### Requirement
Your task is to copy the material exactly.

### Data for this task
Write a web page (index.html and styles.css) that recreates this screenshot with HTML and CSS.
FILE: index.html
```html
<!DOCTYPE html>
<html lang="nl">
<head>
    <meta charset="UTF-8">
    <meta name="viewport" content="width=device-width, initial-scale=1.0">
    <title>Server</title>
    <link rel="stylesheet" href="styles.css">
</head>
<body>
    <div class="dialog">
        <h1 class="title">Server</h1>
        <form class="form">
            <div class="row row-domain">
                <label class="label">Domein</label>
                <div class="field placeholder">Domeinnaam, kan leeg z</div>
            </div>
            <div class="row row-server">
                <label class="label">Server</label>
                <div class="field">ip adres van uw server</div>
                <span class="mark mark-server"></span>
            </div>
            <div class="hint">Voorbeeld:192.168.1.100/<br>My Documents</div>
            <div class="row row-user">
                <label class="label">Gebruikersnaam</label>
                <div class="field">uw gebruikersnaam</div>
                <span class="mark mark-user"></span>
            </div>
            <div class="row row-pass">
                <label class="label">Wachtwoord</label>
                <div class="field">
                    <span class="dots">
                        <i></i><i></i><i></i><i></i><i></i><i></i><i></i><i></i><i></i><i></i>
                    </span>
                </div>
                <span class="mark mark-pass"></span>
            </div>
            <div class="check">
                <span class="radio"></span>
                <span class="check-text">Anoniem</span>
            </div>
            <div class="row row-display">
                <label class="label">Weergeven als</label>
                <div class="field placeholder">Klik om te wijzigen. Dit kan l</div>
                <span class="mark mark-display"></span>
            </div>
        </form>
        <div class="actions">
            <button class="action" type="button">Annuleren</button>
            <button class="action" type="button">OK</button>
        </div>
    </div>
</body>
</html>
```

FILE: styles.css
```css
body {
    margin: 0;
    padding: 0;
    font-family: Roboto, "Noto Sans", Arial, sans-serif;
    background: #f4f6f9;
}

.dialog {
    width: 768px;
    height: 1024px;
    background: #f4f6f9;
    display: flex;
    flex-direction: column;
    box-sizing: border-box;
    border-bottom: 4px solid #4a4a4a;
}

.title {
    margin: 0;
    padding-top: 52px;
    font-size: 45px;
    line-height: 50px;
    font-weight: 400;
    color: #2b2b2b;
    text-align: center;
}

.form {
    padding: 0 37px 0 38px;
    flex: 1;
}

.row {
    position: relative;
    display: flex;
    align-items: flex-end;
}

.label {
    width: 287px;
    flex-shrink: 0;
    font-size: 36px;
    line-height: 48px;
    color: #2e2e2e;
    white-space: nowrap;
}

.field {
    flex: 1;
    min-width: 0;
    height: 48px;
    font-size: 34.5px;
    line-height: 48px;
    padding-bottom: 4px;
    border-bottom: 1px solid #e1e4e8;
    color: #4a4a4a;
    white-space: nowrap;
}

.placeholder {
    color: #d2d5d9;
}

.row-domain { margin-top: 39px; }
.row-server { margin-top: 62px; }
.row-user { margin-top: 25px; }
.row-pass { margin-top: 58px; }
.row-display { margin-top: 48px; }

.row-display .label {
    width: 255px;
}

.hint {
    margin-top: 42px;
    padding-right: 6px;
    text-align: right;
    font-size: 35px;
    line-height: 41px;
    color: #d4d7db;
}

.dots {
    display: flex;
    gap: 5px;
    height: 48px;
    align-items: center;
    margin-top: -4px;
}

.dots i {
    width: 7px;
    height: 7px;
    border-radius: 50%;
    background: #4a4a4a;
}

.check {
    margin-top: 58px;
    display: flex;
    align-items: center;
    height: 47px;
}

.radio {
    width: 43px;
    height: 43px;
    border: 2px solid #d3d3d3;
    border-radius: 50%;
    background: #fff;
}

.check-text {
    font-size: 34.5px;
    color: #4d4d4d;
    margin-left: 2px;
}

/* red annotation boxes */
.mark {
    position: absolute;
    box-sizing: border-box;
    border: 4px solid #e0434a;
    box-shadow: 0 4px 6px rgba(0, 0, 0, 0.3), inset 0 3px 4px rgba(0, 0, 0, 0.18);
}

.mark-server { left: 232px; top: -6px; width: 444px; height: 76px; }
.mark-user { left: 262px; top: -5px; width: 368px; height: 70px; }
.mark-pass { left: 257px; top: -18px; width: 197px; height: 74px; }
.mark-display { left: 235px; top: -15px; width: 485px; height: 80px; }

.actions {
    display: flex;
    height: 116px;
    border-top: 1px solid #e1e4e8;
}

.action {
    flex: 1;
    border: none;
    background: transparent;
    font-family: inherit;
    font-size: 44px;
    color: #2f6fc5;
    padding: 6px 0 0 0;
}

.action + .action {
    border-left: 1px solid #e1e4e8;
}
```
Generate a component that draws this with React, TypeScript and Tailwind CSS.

### Final answer
Write a web page (index.html and styles.css) that recreates this screenshot with HTML and CSS.
FILE: index.html
```html
<!DOCTYPE html>
<html lang="nl">
<head>
    <meta charset="UTF-8">
    <meta name="viewport" content="width=device-width, initial-scale=1.0">
    <title>Server</title>
    <link rel="stylesheet" href="styles.css">
</head>
<body>
    <div class="dialog">
        <h1 class="title">Server</h1>
        <form class="form">
            <div class="row row-domain">
                <label class="label">Domein</label>
                <div class="field placeholder">Domeinnaam, kan leeg z</div>
            </div>
            <div class="row row-server">
                <label class="label">Server</label>
                <div class="field">ip adres van uw server</div>
                <span class="mark mark-server"></span>
            </div>
            <div class="hint">Voorbeeld:192.168.1.100/<br>My Documents</div>
            <div class="row row-user">
                <label class="label">Gebruikersnaam</label>
                <div class="field">uw gebruikersnaam</div>
                <span class="mark mark-user"></span>
            </div>
            <div class="row row-pass">
                <label class="label">Wachtwoord</label>
                <div class="field">
                    <span class="dots">
                        <i></i><i></i><i></i><i></i><i></i><i></i><i></i><i></i><i></i><i></i>
                    </span>
                </div>
                <span class="mark mark-pass"></span>
            </div>
            <div class="check">
                <span class="radio"></span>
                <span class="check-text">Anoniem</span>
            </div>
            <div class="row row-display">
                <label class="label">Weergeven als</label>
                <div class="field placeholder">Klik om te wijzigen. Dit kan l</div>
                <span class="mark mark-display"></span>
            </div>
        </form>
        <div class="actions">
            <button class="action" type="button">Annuleren</button>
            <button class="action" type="button">OK</button>
        </div>
    </div>
</body>
</html>
```

FILE: styles.css
```css
body {
    margin: 0;
    padding: 0;
    font-family: Roboto, "Noto Sans", Arial, sans-serif;
    background: #f4f6f9;
}

.dialog {
    width: 768px;
    height: 1024px;
    background: #f4f6f9;
    display: flex;
    flex-direction: column;
    box-sizing: border-box;
    border-bottom: 4px solid #4a4a4a;
}

.title {
    margin: 0;
    padding-top: 52px;
    font-size: 45px;
    line-height: 50px;
    font-weight: 400;
    color: #2b2b2b;
    text-align: center;
}

.form {
    padding: 0 37px 0 38px;
    flex: 1;
}

.row {
    position: relative;
    display: flex;
    align-items: flex-end;
}

.label {
    width: 287px;
    flex-shrink: 0;
    font-size: 36px;
    line-height: 48px;
    color: #2e2e2e;
    white-space: nowrap;
}

.field {
    flex: 1;
    min-width: 0;
    height: 48px;
    font-size: 34.5px;
    line-height: 48px;
    padding-bottom: 4px;
    border-bottom: 1px solid #e1e4e8;
    color: #4a4a4a;
    white-space: nowrap;
}

.placeholder {
    color: #d2d5d9;
}

.row-domain { margin-top: 39px; }
.row-server { margin-top: 62px; }
.row-user { margin-top: 25px; }
.row-pass { margin-top: 58px; }
.row-display { margin-top: 48px; }

.row-display .label {
    width: 255px;
}

.hint {
    margin-top: 42px;
    padding-right: 6px;
    text-align: right;
    font-size: 35px;
    line-height: 41px;
    color: #d4d7db;
}

.dots {
    display: flex;
    gap: 5px;
    height: 48px;
    align-items: center;
    margin-top: -4px;
}

.dots i {
    width: 7px;
    height: 7px;
    border-radius: 50%;
    background: #4a4a4a;
}

.check {
    margin-top: 58px;
    display: flex;
    align-items: center;
    height: 47px;
}

.radio {
    width: 43px;
    height: 43px;
    border: 2px solid #d3d3d3;
    border-radius: 50%;
    background: #fff;
}

.check-text {
    font-size: 34.5px;
    color: #4d4d4d;
    margin-left: 2px;
}

/* red annotation boxes */
.mark {
    position: absolute;
    box-sizing: border-box;
    border: 4px solid #e0434a;
    box-shadow: 0 4px 6px rgba(0, 0, 0, 0.3), inset 0 3px 4px rgba(0, 0, 0, 0.18);
}

.mark-server { left: 232px; top: -6px; width: 444px; height: 76px; }
.mark-user { left: 262px; top: -5px; width: 368px; height: 70px; }
.mark-pass { left: 257px; top: -18px; width: 197px; height: 74px; }
.mark-display { left: 235px; top: -15px; width: 485px; height: 80px; }

.actions {
    display: flex;
    height: 116px;
    border-top: 1px solid #e1e4e8;
}

.action {
    flex: 1;
    border: none;
    background: transparent;
    font-family: inherit;
    font-size: 44px;
    color: #2f6fc5;
    padding: 6px 0 0 0;
}

.action + .action {
    border-left: 1px solid #e1e4e8;
}
```
Generate a component that draws this with React, TypeScript and Tailwind CSS.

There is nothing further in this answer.